The sharing economy is one that we have all grown to love…for the most part. No one can complain when services are offered at a better rate and made more convenient, right? As a resident of Vancouver, Canada I’ve only had the luxury of experiencing the convenience of Uber while I was out of the country, either in the States or traveling through Europe. And it was awesome. So easy, convenient and of course more affordable than a traditional taxi.
However, here in Vancouver we’ve experienced a different effect that some are attributing to the sharing economy model behind our favorite accommodation option: Airbnb.
Being a recent university graduate in the Vancouver area, and therefore a potential renter in Vancouver, this has become an epidemic in my life. The cost of renting in Vancouver has become absurd over the past few years due mostly to the extremely low vacancy rate of a whopping 0.6%. Compare that to what is deemed a ‘healthy’ rate of 3-6%. This is due to a variety of factors, including an increased rate of foreign investment in Vancouver and to the fact that individuals with unoccupied housing are choosing to go the Airbnb route instead of renting out long-term.
As a person who has used Airbnb in the past and just recently paid $400 CAD for a single night in a 2 bedroom apartment downtown Vancouver, I can understand the appeal.

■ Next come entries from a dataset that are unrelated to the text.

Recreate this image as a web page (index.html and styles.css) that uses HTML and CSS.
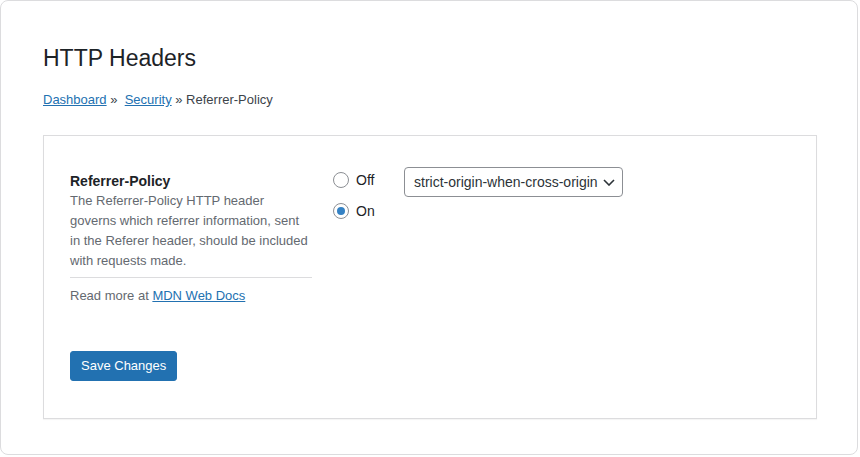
FILE: index.html
```html
<!DOCTYPE html>
<html lang="en">
<head>
<meta charset="utf-8">
<title>HTTP Headers</title>
<link rel="stylesheet" href="styles.css">
</head>
<body>
<div class="frame">
  <h1 class="title">HTTP Headers</h1>
  <nav class="crumbs"><a href="#">Dashboard</a> &raquo;&nbsp; <a href="#">Security</a> &raquo; Referrer-Policy</nav>
  <form class="card">
    <div class="row">
      <div class="info">
        <div class="label">Referrer-Policy</div>
        <p class="desc">The Referrer-Policy HTTP header governs which referrer information, sent in the Referer header, should be included with requests made.</p>
        <hr class="sep">
        <p class="more">Read more at <a href="#">MDN Web Docs</a></p>
      </div>
      <div class="controls">
        <div class="radios">
          <label class="opt"><input type="radio" name="rp" value="off"><span>Off</span></label>
          <label class="opt"><input type="radio" name="rp" value="on" checked><span>On</span></label>
        </div>
        <div class="select-wrap">
          <select class="select">
            <option>strict-origin-when-cross-origin</option>
          </select>
          <svg class="chev" width="12" height="7" viewBox="0 0 12 7" aria-hidden="true"><path d="M1 1 L6 6 L11 1" fill="none" stroke="#2c3338" stroke-width="1.6"/></svg>
        </div>
      </div>
    </div>
    <button type="button" class="btn">Save Changes</button>
  </form>
</div>
</body>
</html>
```
FILE: styles.css
```css
html, body {
  margin: 0;
  padding: 0;
}
body {
  font-family: "Liberation Sans", Arial, sans-serif;
  color: #3c434a;
  background: #ffffff;
}
.frame {
  box-sizing: border-box;
  width: 858px;
  height: 455px;
  border: 1px solid #dcdcde;
  border-radius: 8px;
  background: #fff;
  padding: 42px 40px 0 42px;
}
.title {
  margin: 0;
  font-size: 23px;
  font-weight: 400;
  line-height: 30px;
  color: #1d2327;
}
.crumbs {
  margin-top: 17px;
  font-size: 13px;
  line-height: 20px;
  color: #3c434a;
}
.crumbs a, .more a {
  color: #2271b1;
  text-decoration: underline;
}
.card {
  margin-top: 25px;
  border: 1px solid #dcdcde;
  box-shadow: 0 1px 1px rgba(0,0,0,0.04);
  padding: 31px 26px 37px 26px;
  background: #fff;
}
.row {
  display: flex;
  align-items: flex-start;
  gap: 21px;
}
.info {
  width: 242px;
  padding-top: 4px;
}
.label {
  font-size: 14px;
  font-weight: 700;
  line-height: 20px;
  color: #1d2327;
}
.desc {
  margin: 0;
  font-size: 13px;
  line-height: 20px;
  color: #646970;
}
.sep {
  margin: 6px 0 0 0;
  border: 0;
  border-top: 1px solid #dcdcde;
  height: 0;
}
.more {
  margin: 8px 0 0 0;
  font-size: 13px;
  line-height: 20px;
  color: #646970;
}
.controls {
  display: flex;
  align-items: flex-start;
}
.radios {
  width: 71px;
  padding-top: 3px;
  display: flex;
  flex-direction: column;
  gap: 11px;
}
.opt {
  display: flex;
  align-items: center;
  gap: 7px;
  font-size: 14px;
  line-height: 20px;
  color: #1d2327;
}
.opt input {
  appearance: none;
  -webkit-appearance: none;
  box-sizing: border-box;
  width: 16px;
  height: 16px;
  margin: 0;
  border: 1px solid #8c8f94;
  border-radius: 50%;
  background: #fff;
  display: grid;
  place-items: center;
}
.opt input:checked::before {
  content: "";
  width: 8px;
  height: 8px;
  border-radius: 50%;
  background: #3582c4;
}
.select-wrap {
  position: relative;
}
.select {
  appearance: none;
  -webkit-appearance: none;
  box-sizing: border-box;
  height: 30px;
  padding: 0 24px 0 9px;
  border: 1px solid #8c8f94;
  border-radius: 4px;
  background: #fff;
  font-family: "Liberation Sans", Arial, sans-serif;
  font-size: 14px;
  color: #2c3338;
}
.chev {
  position: absolute;
  right: 8px;
  top: 12px;
}
.btn {
  display: block;
  margin-top: 45px;
  box-sizing: border-box;
  height: 30px;
  padding: 0 10px;
  border: 1px solid #2271b1;
  border-radius: 3px;
  background: #2271b1;
  color: #fff;
  font-family: "Liberation Sans", Arial, sans-serif;
  font-size: 13px;
  line-height: 28px;
}
```
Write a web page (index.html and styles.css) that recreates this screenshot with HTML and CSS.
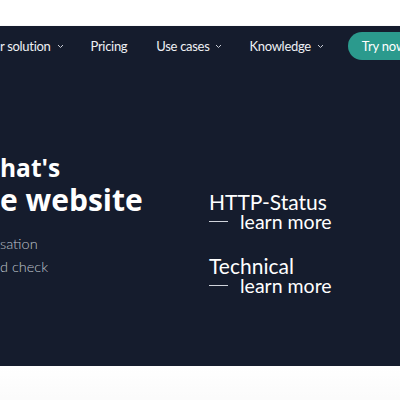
FILE: index.html
```html
<!DOCTYPE html>
<html>
<head>
    <title>Website check</title>
    <link rel="stylesheet" href="styles.css">
</head>
<body>
    <div class="page-top"></div>
    <div class="hero">
        <nav class="nav">
            <a class="nav-item" href="#">r solution<svg class="chev" width="7" height="5" viewBox="0 0 7 5"><path d="M1 1l2.5 2.5L6 1" fill="none" stroke="#c9cdd6" stroke-width="1"/></svg></a>
            <a class="nav-item pricing" href="#">Pricing</a>
            <a class="nav-item uses" href="#">Use cases<svg class="chev" width="7" height="5" viewBox="0 0 7 5"><path d="M1 1l2.5 2.5L6 1" fill="none" stroke="#c9cdd6" stroke-width="1"/></svg></a>
            <a class="nav-item know" href="#">Knowledge<svg class="chev" width="7" height="5" viewBox="0 0 7 5"><path d="M1 1l2.5 2.5L6 1" fill="none" stroke="#c9cdd6" stroke-width="1"/></svg></a>
            <a class="btn-try" href="#">Try now</a>
        </nav>

        <div class="hero-body">
            <div class="hero-left">
                <h1><span class="h1-small">hat's</span><span class="h1-big">e website</span></h1>
                <p class="lead">sation<br>d check</p>
            </div>
            <div class="hero-right">
                <div class="feature">
                    <h3>HTTP-Status</h3>
                    <a href="#" class="more"><span class="dash"></span>learn more</a>
                </div>
                <div class="feature">
                    <h3>Technical</h3>
                    <a href="#" class="more"><span class="dash"></span>learn more</a>
                </div>
            </div>
        </div>
    </div>
    <div class="below"></div>
</body>
</html>
```

FILE: styles.css
```css
body {
    margin: 0;
    background-color: #fff;
    font-family: Lato, "Open Sans", sans-serif;
    overflow: hidden;
}

.page-top {
    height: 26px;
}

.hero {
    height: 340px;
    background-color: #151c2d;
    color: #fff;
    box-shadow: 0 1px 2px rgba(40, 50, 70, 0.4);
    overflow: hidden;
}

.nav {
    display: flex;
    align-items: center;
    height: 28px;
    padding-top: 6px;
    white-space: nowrap;
}

.nav-item {
    display: flex;
    align-items: center;
    color: #eef0f4;
    text-decoration: none;
    font-size: 13px;
    letter-spacing: -0.3px;
}

.chev {
    margin-left: 6px;
    margin-top: 1px;
}

.pricing {
    margin-left: 27px;
}

.uses {
    margin-left: 29px;
}

.know {
    margin-left: 27px;
}

.btn-try {
    margin-left: 24px;
    display: flex;
    align-items: center;
    height: 28px;
    padding: 0 16px 0 14px;
    border-radius: 14px;
    background-color: #2b9a8d;
    color: #fff;
    text-decoration: none;
    font-size: 13px;
    letter-spacing: -0.2px;
}

.hero-body {
    display: flex;
    padding-top: 94px;
}

.hero-left {
    width: 209px;
}

h1 {
    margin: 0;
    font-family: "Open Sans", Lato, sans-serif;
    font-weight: 700;
}

.h1-small {
    display: block;
    font-size: 24.5px;
    line-height: 28px;
}

.h1-big {
    display: block;
    font-size: 30px;
    line-height: 36px;
}

.lead {
    margin: 14px 0 0;
    font-size: 14.5px;
    line-height: 23px;
    font-weight: 300;
    color: #bfc3cc;
}

.hero-right {
    padding-top: 38px;
}

.feature {
    margin-bottom: 25px;
}

h3 {
    margin: 0;
    font-size: 21px;
    line-height: 20px;
    font-weight: 400;
}

.more {
    display: flex;
    align-items: center;
    color: #fff;
    text-decoration: none;
    font-size: 19.5px;
    font-weight: 400;
    line-height: 19px;
}

.dash {
    width: 19px;
    height: 1px;
    margin-right: 12px;
    background-color: #d0d4dc;
}

.below {
    height: 40px;
    background: linear-gradient(#fff, #fafafa);
}
```
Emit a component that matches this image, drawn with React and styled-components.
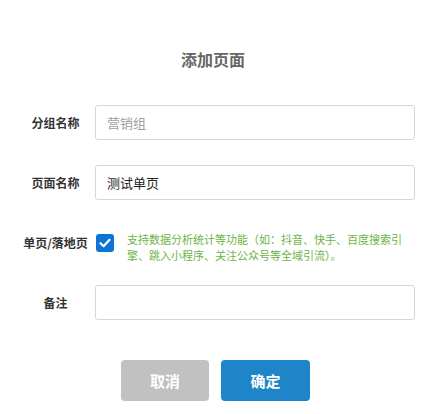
import styled, { createGlobalStyle } from 'styled-components';

const GlobalStyle = createGlobalStyle`
  body {
    margin: 0;
    background: #fff;
    font-family: "Noto Sans CJK SC", "Noto Sans", "Liberation Sans", sans-serif;
  }
`;

const Dialog = styled.div`
  width: 426px;
  height: 414px;
  display: flex;
  flex-direction: column;
  padding-top: 49px;
  box-sizing: border-box;
`;

const Title = styled.h2`
  margin: 0 0 36px;
  font-size: 16px;
  line-height: 20px;
  font-weight: bold;
  color: #666;
  text-align: center;
`;

const Form = styled.div`
  display: flex;
  flex-direction: column;
  padding: 0 11px 0 16px;
`;

const Row = styled.div`
  display: grid;
  grid-template-columns: 79px 320px;
  align-items: ${(p) => (p.$top ? 'start' : 'center')};
  margin-bottom: ${(p) => p.$gap || 0}px;
`;

const Label = styled.label`
  font-size: 12px;
  line-height: 24px;
  font-weight: bold;
  color: #333;
  text-align: center;
`;

const Input = styled.input`
  box-sizing: border-box;
  width: 320px;
  height: 35px;
  padding: 0 11px;
  border: 1px solid #d6d6d6;
  border-radius: 3px;
  font-family: inherit;
  font-size: 13px;
  color: #222;
  outline: none;
  &::placeholder {
    color: #a0a0a0;
  }
`;

const CheckLine = styled.div`
  display: flex;
  align-items: flex-start;
  gap: 13px;
`;

const Box = styled.span`
  flex: none;
  width: 18px;
  height: 18px;
  margin: 3px 0 0 1px;
  border-radius: 3px;
  background: #0b75d7;
  display: flex;
  align-items: center;
  justify-content: center;
`;

const Hint = styled.p`
  margin: 0;
  width: 276px;
  font-size: 11px;
  line-height: 16px;
  color: #6db447;
`;

const Actions = styled.div`
  display: flex;
  justify-content: center;
  gap: 12px;
  padding-left: 5px;
  margin-top: 40px;
`;

const Button = styled.button`
  width: ${(p) => p.$w}px;
  height: 41px;
  border: none;
  border-radius: 4px;
  background: ${(p) => (p.$primary ? '#1e86c8' : '#c1c1c1')};
  color: #fff;
  font-family: inherit;
  font-size: 15px;
  font-weight: bold;
`;

export default function App() {
  return (
    <Dialog>
      <GlobalStyle />
      <Title>添加页面</Title>
      <Form>
        <Row $gap={25}>
          <Label>分组名称</Label>
          <Input placeholder='营销组' />
        </Row>
        <Row $gap={31}>
          <Label>页面名称</Label>
          <Input defaultValue='测试单页' />
        </Row>
        <Row $top $gap={22}>
          <Label>单页/落地页</Label>
          <CheckLine>
            <Box>
              <svg width='12' height='10' viewBox='0 0 12 10'>
                <path
                  d='M1.5 5.2 L4.6 8.2 L10.5 1.8'
                  fill='none'
                  stroke='#fff'
                  strokeWidth='2.2'
                  strokeLinecap='round'
                  strokeLinejoin='round'
                />
              </svg>
            </Box>
            <Hint>
              支持数据分析统计等功能（如：抖音、快手、百度搜索引擎、跳入小程序、关注公众号等全域引流）。
            </Hint>
          </CheckLine>
        </Row>
        <Row>
          <Label>备注</Label>
          <Input />
        </Row>
      </Form>
      <Actions>
        <Button $w={88}>取消</Button>
        <Button $w={89} $primary>
          确定
        </Button>
      </Actions>
    </Dialog>
  );
}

If you’re able to occupy your unit at that rate even just 10 nights a month, you’ve easily surpassed the monthly rate you could otherwise charge.
But as a recent grad just looking to put a roof over my own head, this is extremely frustrating and can become discouraging at times. The rental market has become so bad that banks like VanCity have full ad campaigns to capitalize on the struggling millennial, and ads on Craigslist have reached the point of offering accommodation in exchange for “alternate payments” (Hint: it’s illegal).
While none of this is directly Airbnb’s doing, there is clearly a lack of motivation for those listing their apartments on the site to switch to long-term rentals. There is talk of actions to mitigate the effect of Airbnb on housing markets, such as in Quebec where Airbnbs are subject to the same taxes and certifications as hotels and bed and breakfasts, but time will tell if the sharing economy model will remain as strong as it is today.
In the meantime, I’ll still be looking for a place to call home and wondering if they were wrong in kindergarten when they told us sharing was caring.